Changing Art Industry via Blockchain Technology and NFTs

UTC by Julia Sakovich · 5 min read
Changing Art Industry via Blockchain Technology and NFTs
Photo: Coinspeaker

Blockchain technology and NFTs reduce the number of fakes in the industry by verifying the authenticity and provenance of artwork.

Art remains one of the oldest creative and most cultural practices in human history. Over the years, however, the average person and artist have been alienated from the art world as the once interactive, creative, and open industry turned into a full-on business arena for the rich and culturally powerful. Nonetheless, in the past two years, the industry is slowly healing as the art world embraced blockchain-based art – namely, non-fungible tokens (NFTs) to retrieve the lost glory of the art industry.

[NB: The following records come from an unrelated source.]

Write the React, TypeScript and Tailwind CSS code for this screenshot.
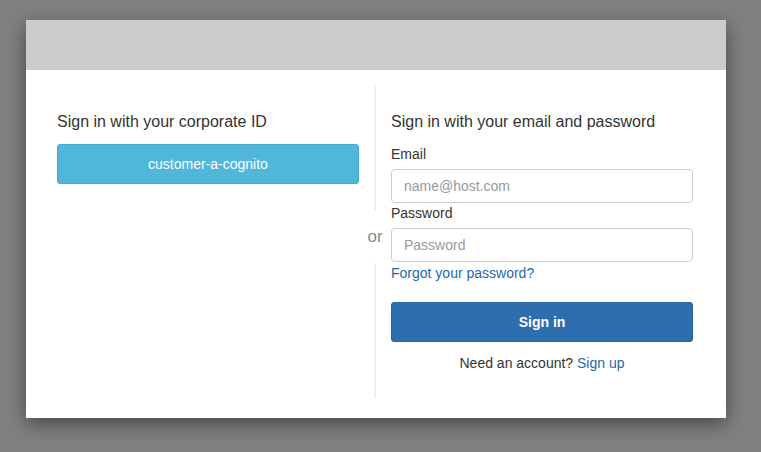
import React from 'react';

export default function App() {
    return (
        <div className="w-full h-[452px] bg-[#808080] pt-[20px] pl-[26px] font-['Liberation_Sans',Arial,sans-serif] text-[#333]">
            <div className="w-[700px] h-[398px] bg-white shadow-[0_6px_18px_rgba(0,0,0,0.45)] flex flex-col">
                <div className="h-[50px] bg-[#cccccc]" />
                <div className="flex flex-1 pt-[15px] pb-[20px]">
                    {/* corporate id */}
                    <div className="w-[302px] ml-[31px] pt-[28px]">
                        <h3 className="text-[16px] leading-[18px]">Sign in with your corporate ID</h3>
                        <button className="mt-[13px] w-full h-[40px] rounded-[3px] bg-[#50b7da] border border-[#46aad0] text-white text-[14px]">
                            customer-a-cognito
                        </button>
                    </div>

                    {/* divider */}
                    <div className="w-[32px] flex flex-col items-center">
                        <div className="w-[2px] h-[125px] bg-[#f0f0f0]" />
                        <div className="h-[53px] flex items-center text-[17px] text-[#888]">or</div>
                        <div className="w-[2px] flex-1 bg-[#f0f0f0]" />
                    </div>

                    {/* email + password */}
                    <div className="w-[302px] pt-[28px]">
                        <h3 className="text-[16px] leading-[18px]">Sign in with your email and password</h3>
                        <label className="block mt-[15px] text-[14px] leading-[16px]">Email</label>
                        <input
                            type="text"
                            placeholder="name@host.com"
                            className="mt-[7px] w-full h-[34px] px-[12px] border border-[#cccccc] rounded-[4px] text-[14px] placeholder:text-[#999] outline-none"
                        />
                        <label className="block mt-[2px] text-[14px] leading-[16px]">Password</label>
                        <input
                            type="password"
                            placeholder="Password"
                            className="mt-[7px] w-full h-[34px] px-[12px] border border-[#cccccc] rounded-[4px] text-[14px] placeholder:text-[#999] outline-none"
                        />
                        <a className="block mt-[3px] text-[14px] leading-[16px] text-[#1f68b1]">Forgot your password?</a>
                        <button className="mt-[21px] w-full h-[40px] rounded-[3px] bg-[#2d6eaf] border border-[#2a65a0] text-white text-[14px] font-bold">
                            Sign in
                        </button>
                        <p className="mt-[13px] text-center text-[14px] leading-[16px]">
                            Need an account? <a className="text-[#1f68b1]">Sign up</a>
                        </p>
                    </div>
                </div>
            </div>
        </div>
    );
}
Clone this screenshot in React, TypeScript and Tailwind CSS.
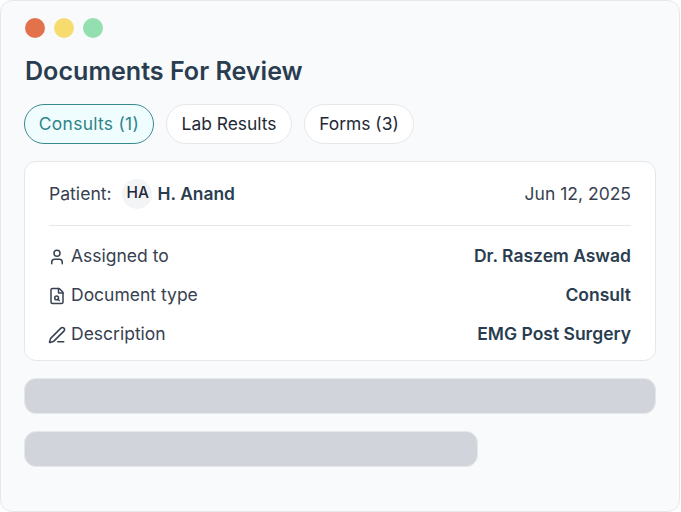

A World’s Apart: Galleries vs Artists

As alluded to, the art world has increasingly been growing as an investment industry with the rich and powerful stock-up art with the hopes it will gain value in the future. Not the artistic qualities it represents. The artwork lines, colors, values, shapes, textures, space, and movement are no longer the main point in buying art but the future value and demand of the art.

Furthermore, art galleries and auctions are reserved for the financially and culturally empowered. An artist wishing to list their art in a gallery or an auction has to be financially capable, and if they find a means to get the money (for fees) they also need to be culturally connected or well known for their art to be added to the precious walls of art museums. If you are lucky enough to have it pinned or auctioned you may end up with less value than the art is worth.

For example, the average salary of US-based artists and designers ranges between $54,309 and $74,147, according to Salary.com. While the salary could vary due to many depending factors such as skills, experience, real-time compensation, education, etc, this is pretty low given the number of work artists put in. With an average of 50 works of art created annually per artist, most of the value of the arts lies in reselling the art, meaning galleries and auctioneers gain the most from these pieces.

Is Money Corrupting Art?

The biggest challenge facing the art world today is the barrier being created between the global audience of visually fluent collectors and the traditional art elites, as explained above. The latter is usually a small group of influential people leading the major museums, galleries, auction houses, and art publications that define which artists would be celebrated. Art should dismantle consensus, not collude with it. But with money being the center of art today, the value of art is monetarily placed according to who the traditional art elites feel deserve it.

The challenges artists and collectors are facing has caused a revolution in the art space as new forms of art are developed to ensure everyone is included – despite your financial or cultural status. Blockchain technology has been combined with art to bring to birth NFTs, which is a unique piece of token that represents an asset e.g. art, music, collectible, document, etc.

How Blockchain Technology and NFTs Reshape the Art Industry

As explained above, blockchain is carving out a new path for the art industry by giving artists and collectors control over their art and a more decentralized ecosystem. Thanks to blockchain technology, new platforms are being developed to address the pertinent issues in the art industry and revolutionizing how art is bought, sold, supported, enjoyed and even created.

First, blockchains and NFT projects allow the process of owning your art and securitization much easier and less costly than traditional art galleries and museums. This is made possible by removing the intermediaries giving full control to the artists and collectors. One such project, Envoy, a B2B NFT platform, allows artists to collect royalties and revenue into their wallets as soon as the artwork is sold off or resold.

This ensures the process is much more transparent as no central party controls the NFT marketplace. Additionally, it makes the art industry more liquid and open as anyone can directly bid on the art without restrictions. Envoy allows users to purchase both premium and unique “community-driven” NFTs on its marketplace to empower fans.

Additionally, with the new technology users can directly connect with their favorite artists as the art world welcomes a more gamified experience for fans. Starly, another NFT project allows artists to monetize their social presence by offering fans a gamified experience of their NFT collection on the marketplace. Collectors can find rare and unique NFTs by opening randomly selected packs with the NFTs categorized in three rarity classes per pack. Collectors buy and sell their cards on the marketplace to complete the full sets.

On Starly, users can also earn tokens for participating in the NFT collection game. Token holders enjoy a variety of benefits including gaining early access to drops, promoting collections as “featured drop”, generating referral links, earning unique badges, providing exclusive drops for members, getting rebates on purchases (in the form of STARLY tokens), VIP customer support, and exclusive merchandise/events.

All in all, blockchain brings the art community together – as it should be – rather than create barriers for artists and collectors who are not rich and culturally wealthy.

Protecting the Digital Picassos

Most importantly, blockchain technology and NFTs reduce the number of fakes in the industry by verifying the authenticity and provenance of artwork. Blockchains decentralization allows information on the artwork to be secured on an immutable platform with no one authority controlling it. This allows collectors to easily authenticate the original piece of art allowing value to be transferred securely and directly between two parties.

Finally, NFTs are unique and cannot be copied (despite them being digital art). This ensures the NFT being sold will not be a fake or a copy. This ensures ownership of the art can be clearly asserted, maintained and transferred by the holder and no one else.